Multilevel thresholding is one of the most popular approaches used for image segmentation. Several methods have been used to find the threshold values; however, metaheuristic (MH) methods achieve better results than the other classical methods. Nevertheless, each metaheuristic method has its limitation such as high computation; moreover, it can suffer from premature convergence when the level of the threshold increases. To solve this problem, there is a trend to hybridize the MH algorithms together; however, there are several MH algorithms that can be combined. Consequently, we need to seriously determine which combination and number of such algorithms must be combined. Therefore, this paper proposes an intelligent framework that provides experts with a tool for solving the problem through selecting a suitable number of swarm algorithms from eleven such algorithms.
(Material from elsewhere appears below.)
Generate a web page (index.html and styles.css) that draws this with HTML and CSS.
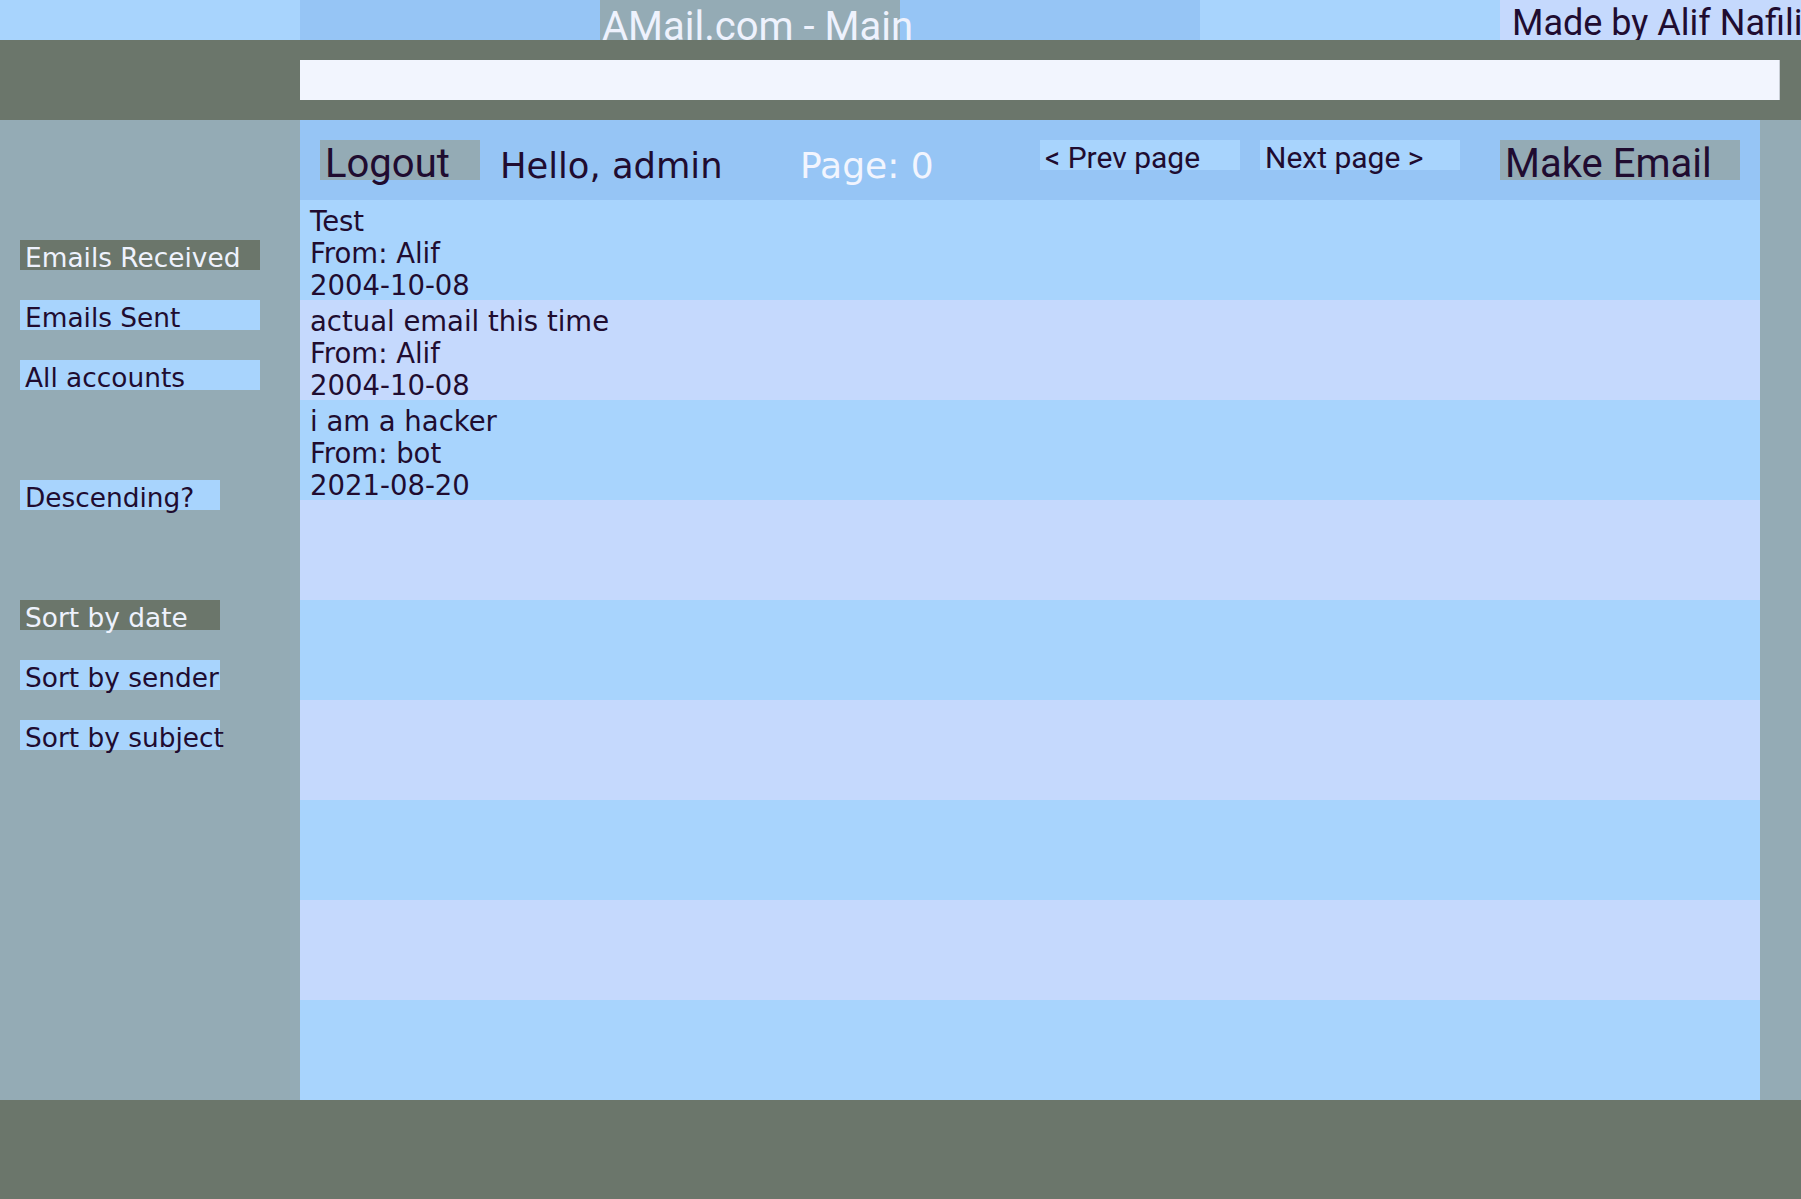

The proposed method, which is called swarm selection (SS), distributes the eleven algorithms into two groups, the first of which is called the control group and only contains the differential evolution (DE) algorithm. The aim of the DE algorithm in the control group is to determine the best combination of the other ten algorithms in the second group. Meanwhile, the selected algorithms in the second group work together to find the optimal threshold values that maximize the Otsu function. A series of experiments have been performed on six test images using nine threshold levels. The performance of the proposed SS method is compared with the other three hybrid algorithms and two non-hybrid algorithms. The experimental results demonstrate that the proposed SS method outperforms the other image segmentation methods in terms of the performance measures, peak signal-to-noise ratio (PSNR), structure similarity index (SSIM), fitness function value and computational time. In addition, by using this intelligent framework, experts performing applications that depend on image segmentation will save computational time in identifying suitable methods.